Overview of Physics Program as a College Major

What do you imagine when you think of an amusement park? Do you envision roller coasters, Ferris wheels and a dozen other rides? Well, you should think of physics as well. The concepts demonstrated at the park – acceleration, momentum, gravitational potential energy and weightlessness – are all a part of physics.

Scientifically speaking, physics is the study of matter, energy, force and motion, and the way they all relate to each other. That means physics is part of everything around you – from the stars that shine at night to your mobile device technology.
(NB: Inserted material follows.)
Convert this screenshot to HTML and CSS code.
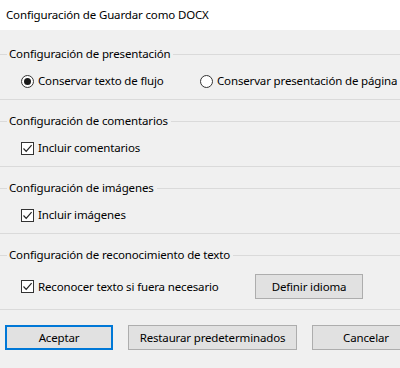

According to the American Institute of Physics, the number of Bachelor degrees in physics awarded in the U.S. has risen for nine consecutive years, reflecting an increase of 58% since 1999. Physics is an important part of our everyday life.

Physics Program Curriculum                  

What’s great about entering a college physics program is that you have so many choices – a wide range of education levels, areas of specialty and career options. Plus physics is one of those science degrees that can be found on many college campuses. So even though specific course titles may vary, the subject matter will likely include topics like:

  • Applied physics
  • Calculus
  • Electrodynamics
  • Quantum mechanics and theory
  • Mathematical physics
  • Thermodynamics
  • Electricity and magnetism
  • Modern optics
  • Astrophysics
  • Nanotechnology
  • Condensed matter theory
  • Renewable energy

Education Levels Available for a Physics Degree

Physics degrees are available at all education levels within the university and college system, whether you want to start with an Associate degree or jump right into a Bachelor’s program. In addition, you can even choose to have a minor in physics or get a certificate of accomplishment in physics.

And should you decide to continue your education by pursuing a Master’s degree and/or Doctorate degree program (which is highly recommended, by the way), you can then focus your professional research career on a subfield such as materials science, astrophysics, nuclear physics or statistical physics.

Skills Developed through Physics Degree Program

Getting an education is about more than just studying a particular discipline. Part of your educational process should be about developing important skills and traits that employers look for in new employees. For physics majors the skills you will need to be successful include:

  • Analytical thinking and logic
  • Critical thinking and problem solving
  • An inquisitive mind and imagination
  • Working knowledge of computers and a variety of computer programs
  • Ability to present ideas both in writing and orally
  • Desire and ability to explore and identify basic principles and laws governing the motion, energy, structure, and interactions of matter
  • Ability to use sophisticated equipment such as lasers, particle accelerators, electron microscopes and mass spectrometer
Where to Obtain a Physics Degree

If you’re considering a career as a physicist, the U.S. Bureau of Labor Statistics (BLS) indicates that employment growth will likely be faster than in other occupations – somewhere around 16% over the next few years.

While you may be thinking of attending a traditional brick-and-mortar college or university, there are physics programs available from colleges online through distance-learning programs such as the BS in physics from Atlantic International University (AIU) or the MS in medical physics from the Georgia Institute of Technology (GIT).

Career Opportunities for Physics Majors

For the most part there are four major employment categories for physics majors: research, development & design, teaching and management & industry (i.e. computer technology, food processing, metallurgy).

While a large percentage of physicists work in scientific research and development or for the federal government (more than 50%), you can also find them working in education, industry and health care.

Keep in mind as you choose your physics degree program that most jobs in basic research usually require a Doctoral degree. And while a Master’s degree may land you a job in applied research and development, typically an undergraduate degree will only qualify you for a research assistant or technician position.